More than 56 percent of all electricity generated without carbon emissions in the United States comes from the country’s 99 nuclear power plants. Plus, those nuclear plants provide about 20 percent of all the electricity generated in the U.S. They save our atmosphere from more than 555 million metric tons of carbon dioxide emissions every year that would otherwise come from fossil fuels. That’s the same as taking 117 million passenger vehicles off the road.

Nuclear energy is 20 percent of America's electricity and more than 56 percent of its clean electricity

Bob Perciasepe, president of the Center for Climate and Energy Solutions, strongly believes that nuclear energy and renewables belong in the same conversation.

“If we’re looking at zero emissions or near-zero emissions from electricity generation toward the middle of the century, you cannot do it without a lot more renewables and without maintaining and growing nuclear.”

Nuclear plants across the country have recently come under pressure as more plants announce the threat of premature closure due to markets conditions. FirstEnergy Solutions Corp. will be forced to shut down its plants in Ohio and Pennsylvania, barring any state or federal action. Combined with the announced closure of Exelon Corp.’s Three Mile Island, this spells bad news for decarbonization efforts as these plants avoid over 21 million metric tons of carbon emissions, equivalent to 4.5 million cars.

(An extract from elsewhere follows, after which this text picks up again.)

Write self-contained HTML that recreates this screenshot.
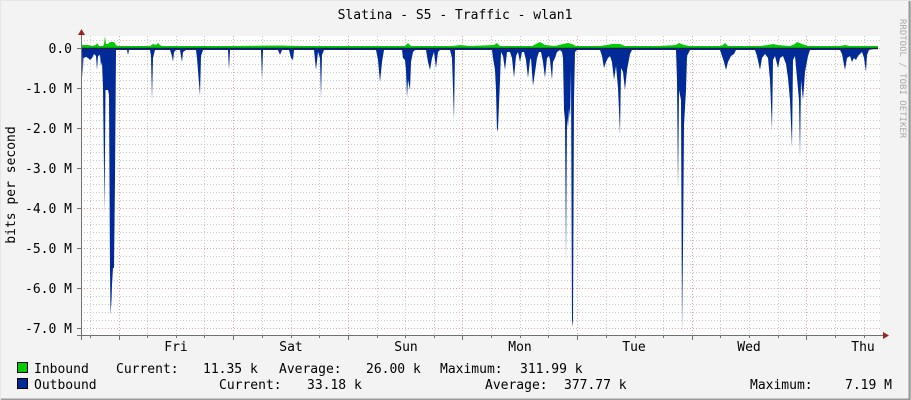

Research firm The Brattle Group recently released a report on the effect of shutting down the Ohio and Pennsylvania plants and they estimate that the power they now provide will be replaced by electricity from fossil fuels. Unfortunately, this has happened before. After Vermont Yankee closed in 2014, the New England grid operator reported an increase in carbon emissions the next year.

Some environmentalists support renewables to the exclusion of nuclear energy. Stanford University professor Mark Jacobson co-authored a 2015 study that claimed the U.S. electrical grid could be powered entirely with wind, solar and hydropower, without nuclear or other sources. But last year, twenty-one climate scientists rebutted Jacobson’s findings—and they aren’t alone in thinking the answer must go beyond renewables and include all clean energy solutions.

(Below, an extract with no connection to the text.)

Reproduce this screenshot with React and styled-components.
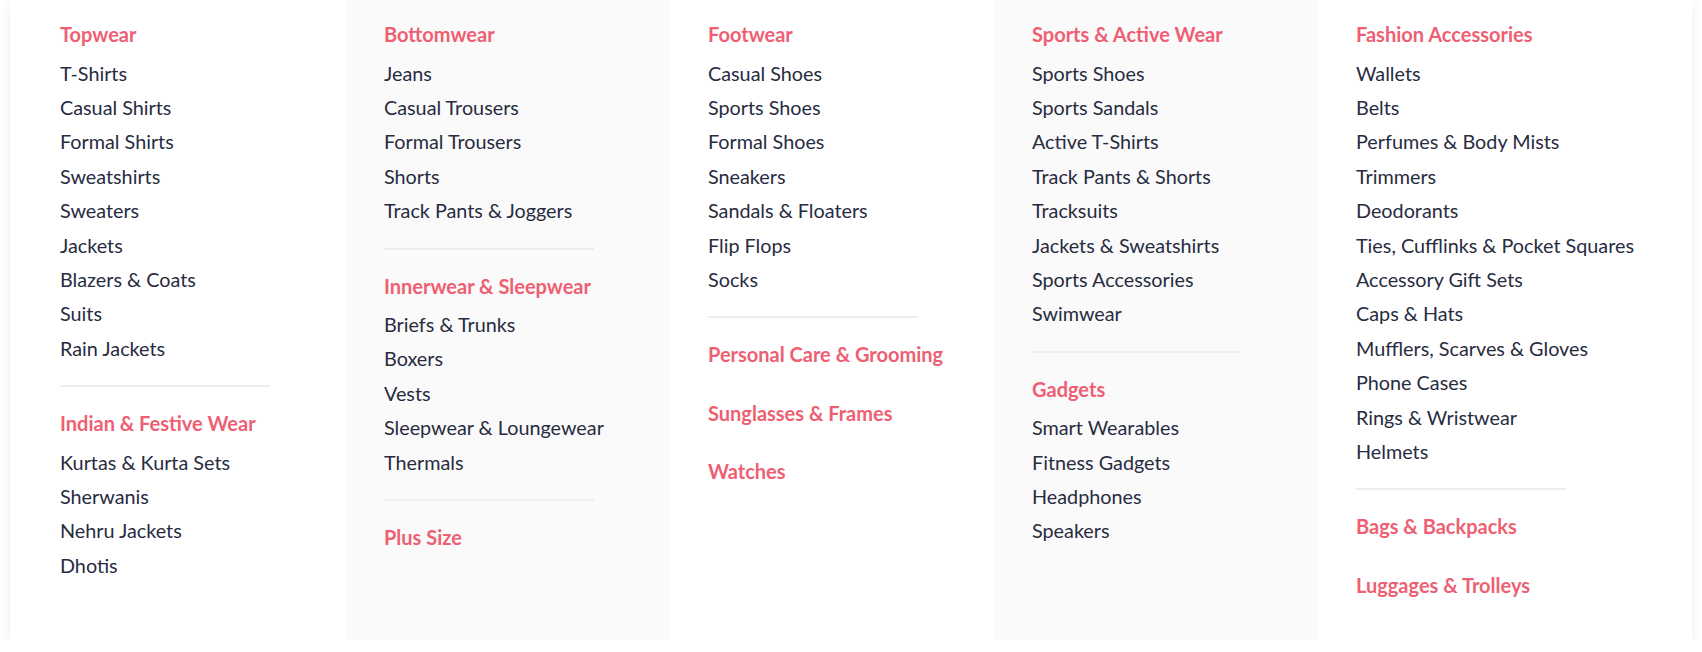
import React from 'react'
import styled, { createGlobalStyle } from 'styled-components'

const GlobalStyle = createGlobalStyle`
  body {
    margin: 0;
    background: #ffffff;
    font-family: Lato, "Liberation Sans", sans-serif;
  }
`

const Menu = styled.div`
  display: flex;
  margin: 0 10px;
  padding-left: 12px;
  height: 640px;
  background: #ffffff;
  box-shadow: 0 4px 12px 0 rgba(0, 0, 0, 0.08);
`

const Column = styled.ul`
  list-style: none;
  margin: 0;
  width: 324px;
  box-sizing: border-box;
  padding: 17px 38px 0;
  background: ${(p) => (p.$shaded ? '#fafafa' : '#ffffff')};
`

const Heading = styled.li`
  font-size: 20px;
  line-height: 34.5px;
  font-weight: 700;
  color: #ee5f73;
  margin-bottom: ${(p) => (p.$solo ? '24px' : '4px')};
  white-space: nowrap;
`

const Item = styled.li`
  font-size: 19.8px;
  line-height: 34.4px;
  color: #282c3f;
  white-space: nowrap;
`

const Divider = styled.li`
  width: 210px;
  height: 2px;
  background: #eeeeef;
  margin: 20px 0 19px;
`

const columns = [
  [
    { title: 'Topwear', items: ['T-Shirts', 'Casual Shirts', 'Formal Shirts', 'Sweatshirts', 'Sweaters', 'Jackets', 'Blazers & Coats', 'Suits', 'Rain Jackets'] },
    { title: 'Indian & Festive Wear', items: ['Kurtas & Kurta Sets', 'Sherwanis', 'Nehru Jackets', 'Dhotis'] },
  ],
  [
    { title: 'Bottomwear', items: ['Jeans', 'Casual Trousers', 'Formal Trousers', 'Shorts', 'Track Pants & Joggers'] },
    { title: 'Innerwear & Sleepwear', items: ['Briefs & Trunks', 'Boxers', 'Vests', 'Sleepwear & Loungewear', 'Thermals'] },
    { titles: ['Plus Size'] },
  ],
  [
    { title: 'Footwear', items: ['Casual Shoes', 'Sports Shoes', 'Formal Shoes', 'Sneakers', 'Sandals & Floaters', 'Flip Flops', 'Socks'] },
    { titles: ['Personal Care & Grooming', 'Sunglasses & Frames', 'Watches'] },
  ],
  [
    { title: 'Sports & Active Wear', items: ['Sports Shoes', 'Sports Sandals', 'Active T-Shirts', 'Track Pants & Shorts', 'Tracksuits', 'Jackets & Sweatshirts', 'Sports Accessories', 'Swimwear'] },
    { title: 'Gadgets', items: ['Smart Wearables', 'Fitness Gadgets', 'Headphones', 'Speakers'] },
  ],
  [
    { title: 'Fashion Accessories', items: ['Wallets', 'Belts', 'Perfumes & Body Mists', 'Trimmers', 'Deodorants', 'Ties, Cufflinks & Pocket Squares', 'Accessory Gift Sets', 'Caps & Hats', 'Mufflers, Scarves & Gloves', 'Phone Cases', 'Rings & Wristwear', 'Helmets'] },
    { titles: ['Bags & Backpacks', 'Luggages & Trolleys'] },
  ],
]

function Group({ group }) {
  if (group.titles) {
    return group.titles.map((t) => (
      <Heading key={t} $solo>
        {t}
      </Heading>
    ))
  }
  return (
    <>
      <Heading>{group.title}</Heading>
      {group.items.map((it) => (
        <Item key={it}>{it}</Item>
      ))}
    </>
  )
}

export default function App() {
  return (
    <>
      <GlobalStyle />
      <Menu>
        {columns.map((groups, ci) => (
          <Column key={ci} $shaded={ci % 2 === 1}>
            {groups.map((g, gi) => (
              <React.Fragment key={gi}>
                {gi > 0 && <Divider />}
                <Group group={g} />
              </React.Fragment>
            ))}
          </Column>
        ))}
      </Menu>
    </>
  )
}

The centrist think tank Third Way released a report last week warning that the loss of nuclear plants is a loss for renewables, because of the shared goal of preventing climate change.

“At the end of the day, two things really matter in the fight against climate change: growing our total zero-carbon energy production so we can shift away from fossil fuels, and doing it quickly. If we allow today’s zero-carbon nuclear power to disappear from the grid, much of the growth in renewable power that we’re working so hard to accelerate will be wasted, and precious years will be lost in the process.”

Josh Freed, director of Third Way’s clean energy program, thinks that there is a growing appreciation for every carbon-free solution available, including nuclear.

“I wouldn’t call it a consensus, but I would say that there is a growing coalescence around [using] every zero-carbon tool we have,” Freed says. When it comes to reducing carbon emissions, “we need every zero-emissions tool in the toolbox to get us there.”

Even David Roberts, energy writer for Vox and noted nuclear energy skeptic, joined the chorus saying that closing nuclear plants would harm climate change efforts.

“When an operating nuclear plant shuts down, a big chunk of carbon-free energy is lost. A big chunk. There’s just no way to spin that as a good thing,” Roberts writes. “No matter what it’s replaced with, the loss of carbon-free energy is a tragedy, a blow to climate change efforts when there is no time to lose.”

State legislatures are waking up to these consequences and beginning to take action. Last week, the New Jersey Legislature passed a bill to join New York and Illinois in compensating nuclear plants for their carbon-free electricity production using zero-emissions credits (ZECs).

New Jersey’s legislation “levels the playing field for nuclear energy with other carbon-free energy sources. The clean energy benefits from this action are significant,” said NEI President and Chief Executive Officer Maria Korsnick.

Zero-emission credits parallel the renewable energy credits received by wind and solar under many state policies, under renewable portfolio standards. The credits in New York and Illinois and the proposed program in New Jersey extend similar compensation to nuclear plants, aiming to correct markets that don’t properly value the benefits nuclear energy brings to air quality and the climate with reliable, zero-carbon electricity.

“Nuclear plants are paid for their electricity, but wholesale power prices have fallen dramatically over the last five years, leaving the plants’ future operation in doubt,” says a new NEI report on ZEC programs.

Unless the plants are compensated for the reliability and clean air that they provide, there will not be an incentive to provide those benefits.

NEI Zero-Emission Credits Report

The question comes down to whether we value carbon-free generation, no matter where it comes from. Nuclear energy provides the lion’s share of clean energy in the United States but many plants are suffering because of distorted markets.

Perciasepe put it bluntly.

“Given the fact that [existing nuclear plants] are already licensed, and they’re producing no greenhouse gases and other pollutants by the way, it’s a no-regrets strategy to keep them running now.”

If we value clean air and reducing carbon emissions, we must act to value and preserve our nuclear plants.